Consider why businesses create software: to make money. They do things because there is a business case. Most business decisions are made based upon the return (i.e. money) they will bring. In a perfect world, software decisions should be made because of technical reasons, not business reasons. Normally, business and technical motivations are in line: good software usually sells well. But this is not always the case. Too many software packages have been ruined over the years because companies gave in to the almighty dollar/euro/etc. Software bloat, unstable software, and market–driven release dates are well know problems in the software development world.

Open source is different. Decisions are made for their technical merits rather than for their monetary return. For example, most open source projects release new product versions when the products are tested and ready for use. Most projects don’t even give a release date — they simply say, “it will be released when it’s ready”. Contrast this with commercial software packages. Release schedules are usually driven by marketing reasons (when the competition will be releasing, when the market is ready, etc.). The result is often programmers are pushed by marketers and executives to push products out before they are tested and ready.

Please note that this philosophy is not an argument against free market economies. Competition is a good thing. Choice is a good thing. It is simply an argument for competition in the use of the software (consulting, etc.) rather than competition in the tool development. Creating software is different than the creation of most products, for example constructing automobiles. The former can be done with almost no investment up front, has almost no distribution costs, and benefits from collaborative development. The latter requires considerable investment to produce even one product and has significant distribution costs. Software is a different type of product and should be treated as such.

Another example is the feature creep seen in many commercial products. In order to continue making money, companies have to release new versions every two years or so. Once a product matures, companies almost have to invent needs their new features solve! Consider Microsoft Word — basic word processing hasn’t changed much since the beginning of GUI applications. However, Microsoft continues to upgrade Word with features like the infamous “clippy” to give their users reasons to upgrade, even though most users still only need the basic features. If a company declared their product “completed”, their money stream would quickly dry up.

Finally, Picalo is open source because it draws upon many different products, such as Python, mx.DateTime, the Gadfly database, and so forth. It is one more contribution to an ever-growing selection of excellent, free software.

Where does the name Picalo come from?

(Personal note from Conan Albrecht, who named Picalo) I do a lot of programming at home. On the day I started Picalo, my two oldest girls (six and four at the time) were dancing around my home office singing the jingle, “Daddy, Daddy, there you go, let us see you piccolo (i.e. dance)!” At this point in the song, I had to get up and dance for the next minute or so. I thought it was cute, so I searched the Internet for variations on the spelling of the word. I was happy to find that Picalo (and its variants) didn’t have any negative connotations and were not widely used. I finally settled on the “picalo” spelling. The term has no relation to the piccolo musical instrument or other variations and uses of the word.

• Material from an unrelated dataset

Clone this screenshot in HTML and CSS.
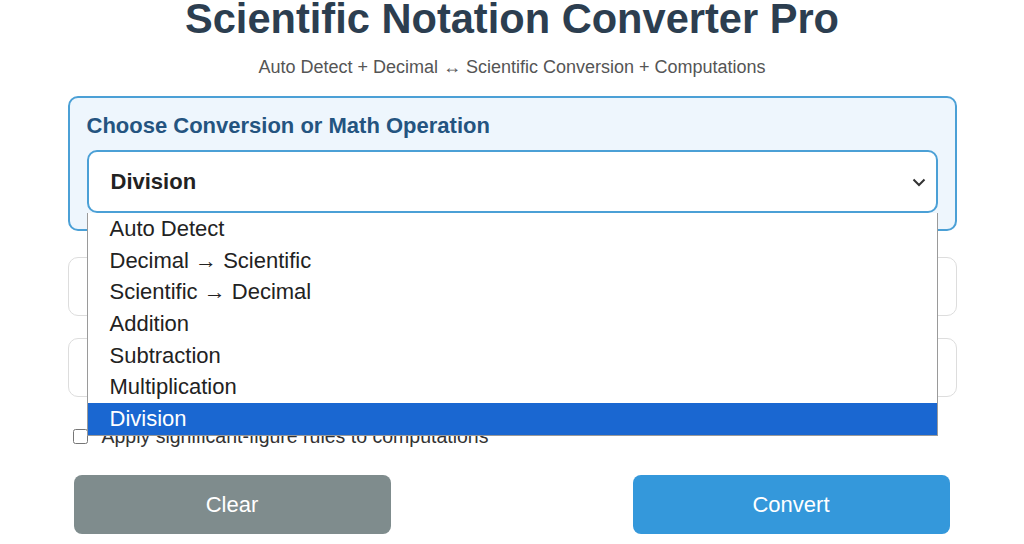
FILE: index.html
```html
<!DOCTYPE html>
<html lang="en">
<head>
    <meta charset="UTF-8">
    <meta name="viewport" content="width=device-width, initial-scale=1.0">
    <title>Scientific Notation Converter Pro</title>
    <link rel="stylesheet" href="styles.css">
</head>
<body>
    <div class="container">
        <h1 class="title">Scientific Notation Converter Pro</h1>
        <div class="subtitle">Auto Detect + Decimal ↔ Scientific Conversion + Computations</div>

        <div class="mode-panel">
            <div class="mode-label">Choose Conversion or Math Operation</div>
            <div class="select-wrap">
                <div class="select-box">
                    <span class="select-value">Division</span>
                    <svg class="chevron" width="14" height="9" viewBox="0 0 14 9">
                        <path d="M1.5 1.5 L7 7 L12.5 1.5" fill="none" stroke="#333" stroke-width="2"/>
                    </svg>
                </div>
                <!-- open option list -->
                <ul class="option-list">
                    <li class="option">Auto Detect</li>
                    <li class="option">Decimal → Scientific</li>
                    <li class="option">Scientific → Decimal</li>
                    <li class="option">Addition</li>
                    <li class="option">Subtraction</li>
                    <li class="option">Multiplication</li>
                    <li class="option selected">Division</li>
                </ul>
            </div>
        </div>

        <div class="number-input"></div>
        <div class="number-input second"></div>

        <label class="sigfig-row">
            <input type="checkbox" class="sigfig-check">
            <span>Apply significant-figure rules to computations</span>
        </label>

        <div class="button-row">
            <button class="btn btn-clear">Clear</button>
            <button class="btn btn-convert">Convert</button>
        </div>
    </div>
</body>
</html>
```

FILE: styles.css
```css
* {
    margin: 0;
    padding: 0;
    box-sizing: border-box;
}

body {
    font-family: "Liberation Sans", Arial, sans-serif;
    background: #fff;
    color: #333;
    overflow: hidden;
}

.container {
    width: 889px;
    margin: 0 auto;
}

.title {
    font-size: 41.6px;
    line-height: 38px;
    font-weight: bold;
    color: #2c3e50;
    text-align: center;
}

.subtitle {
    font-size: 18px;
    line-height: 21px;
    color: #555;
    text-align: center;
    margin-top: 19px;
}

.mode-panel {
    margin-top: 18px;
    background: #eef6fd;
    border: 2px solid #4ba0d6;
    border-radius: 10px;
    padding: 15px 17px 16px;
}

.mode-label {
    font-size: 22px;
    line-height: 26px;
    font-weight: bold;
    color: #245480;
    margin-bottom: 11px;
}

.select-wrap {
    position: relative;
}

.select-box {
    height: 63px;
    background: #fff;
    border: 2px solid #4ba0d6;
    border-radius: 10px;
    padding: 0 10px 0 22px;
    display: flex;
    align-items: center;
    justify-content: space-between;
}

.select-value {
    font-size: 22px;
    font-weight: bold;
    color: #222;
}

.chevron {
    margin-top: 1px;
}

.option-list {
    position: absolute;
    top: 100%;
    left: 0;
    right: 0;
    z-index: 10;
    list-style: none;
    background: #fff;
    border: 1px solid #9a9a9a;
    border-top: none;
}

.option {
    height: 31.7px;
    line-height: 31.7px;
    padding-left: 22px;
    font-size: 22px;
    color: #222;
}

.option.selected {
    background: #1a67d1;
    color: #fff;
}

.number-input {
    height: 59px;
    border: 1px solid #ddd;
    border-radius: 10px;
    margin-top: 26px;
}

.number-input.second {
    margin-top: 22px;
}

.sigfig-row {
    display: flex;
    align-items: center;
    gap: 14px;
    margin-top: 28px;
    padding-left: 5px;
    font-size: 19.5px;
    line-height: 22px;
    color: #333;
}

.sigfig-check {
    width: 15px;
    height: 15px;
    margin: 0;
}

.button-row {
    display: flex;
    justify-content: space-between;
    padding: 0 7px 0 6px;
    margin-top: 28px;
}

.btn {
    width: 317px;
    height: 59px;
    border: none;
    border-radius: 8px;
    font-family: inherit;
    font-size: 22px;
    color: #fff;
    cursor: pointer;
}

.btn-clear {
    background: #7f8c8d;
}

.btn-convert {
    background: #3498db;
}
```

How many records can Picalo hold?

Picalo has no explicitly-defined limitations on the number of records per table, the number of columns per table, or the total number of tables you can have. Therefore, its primarily limitation is the amount of memory you have in your computer. Currently, Picalo holds all loaded tables in memory. When we move the Table object to C-based code, we’ll program a disk-caching mechanism.

What are Picalo’s Limitations?

  • Picalo is relatively new software. It has several limitations, a few of which are listed here:
  • Picalo may still have bugs, especially in the GUI, that have not been found by the users. You should always double check your analyses, print control totals, and list intermediate results to ensure that your analyses run the way you expect. (Although you should do this regardless of the software package.)
  • Picalo is geared towards scripting. Everything in the GUI is meant to help you learn basic programming principles and structures. If you aren’t interested in this, another package might be better for you.
  • Picalo has no warranty, support, or guarantee. It is released with the hopes that it will be useful, but you are responsible for anything it does to your computer, your data, or anything else. Although there is no formal support, open source projects like Picalo have shown that user support for one another is usually superior than company support.
  • Unless you write scripts to use database results intelligently, Picalo loads all data into memory for analysis. Your computer’s memory may limit the number of records you can analyze. In practical use, Picalo has been shown to analyze millions of records easily, so this limit is quite high.